Fig 1. Global distribution within the water column of recorded marine biodiversity, using approximately 7 million occurrence records extracted from from OBIS in 2009. The horizontal axis splits the oceans into five zones on the basis of depth, with the width of each zone on this axis proportional to its global surface area. The vertical axis is ocean depth, on a linear scale. The inset shows in greater detail the continental shelf and slope, where the majority of records are found. Note this is slightly different from the version previously published, as it is scaled to the 2013 range of data.

We discussed the implications of this chronic under-sampling of the world’s biggest ecosystem in our paper, but when talking about this work I prefer to quote from another paper, by Bruce Robison:

The largest living space on Earth lies between the ocean’s sunlit upper layers and the dark floor of the deep sea… Within this vast midwater habitat are the planet’s largest animal communities, composed of creatures adapted to a… world without solid boundaries. Thes animals probably outnumber all others on Earth, but they are so little known that their biodiversity has yet to be even estimated

Since our paper came out, I have continued to use OBIS data in my research attempting to describe and explain the distribution of diversity in our oceans. At the same time, OBIS has changed too, both structurally - it’s moved from Rutgers in NJ to the IOC Project office for IODE in Ostend - and in terms of its content, now housing over 35 million records, including almost 19 million which recorded sample depth.

So back to last week, and an email from the current manager of OBIS, Ward Appeltans, asking if I might be able to update the figure from our 2010 paper with new OBIS data.

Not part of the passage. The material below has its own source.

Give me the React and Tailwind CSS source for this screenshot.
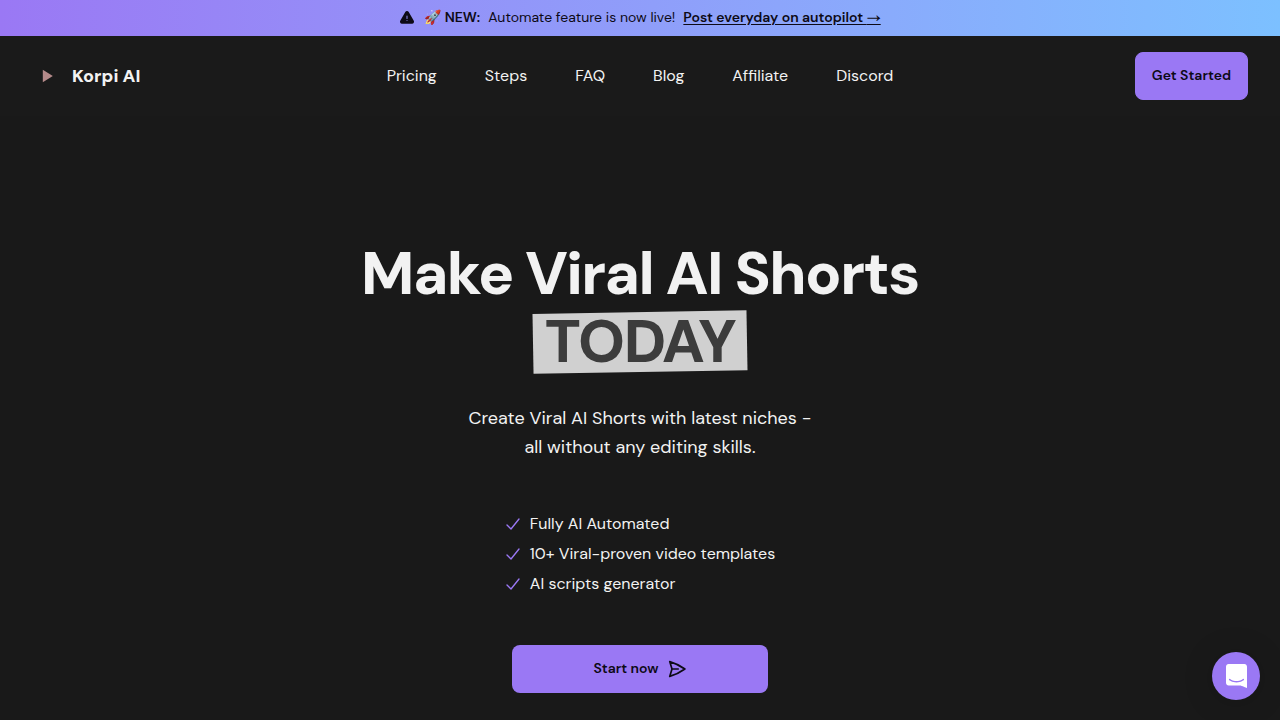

With some trepidation, I opened up the file of R code I’d used for the original analysis. And got a pleasant surprise: it was readable! Largely this was because I submitted it as an appendix to our paper, and so had taken more care than usual to annotate it carefully. I think this demonstrates an under-apprecaiated virtue of sharing data and code: in preparing it such that it is comprehensible to others, it becomes much more useful to your future self. This point is nicely made in a new paper by Ethan White and colleagues on making using and reusing data easier.

So, rather than days of fiddling, I was able to get the code up and running with new data really quite quickly. Of course, there were a few minor bugs to sort out - one thing I always do with R code now, but didn’t at the time, is to insert the command rm(list = ls()) at the top, to clear my workspace. The fact my old code didn’t work immediately was, I think, down to my failure to do this - the code required an object that was clearly hanging around in my workspace at the time. But it was simply a matter of correcting a name inside a function and it all worked fine. (Actually, one thing still doesn’t work well, which is getting the figure from R into a satisfactory, scaleable vector format which looks nice in other packages - the PDF looks OK (but not great) in Preview but awful viewed in Acrobat, for example - but that’s another story…)

What happens, then, to our view of the depth distribution of marine biodiversity knowledge when we increase the number of observations from 7 million to 19 million?

Fig 2. Figure 1 updated to use the c. 19 million suitable occurrence records available in OBIS in 2013.

Actually, rather little: the overall pattern is pretty much the same, with far more records from shallow than deep seas, and a paucity of midwater records at all depths. The big blue bit in the middle remains both big and blue.

Postscript: Ward at OBIS emailed me to suggest that this post comes across a bit on the negative side, which was certainly not my intention. Even back in 2009 OBIS was a phenomenal resource for marine biodiversity research; the fact that in under 4 years, the number of useful records for my analysis has increased >2.5x is amazing. My view is still that the big blue bit in the middle remains both big and blue, but it's very heartening to see the fingers of yellow extending further and further into the colossal deep pelagic ocean. It would be nice to think that our data visualisation exercise has had something to do with this!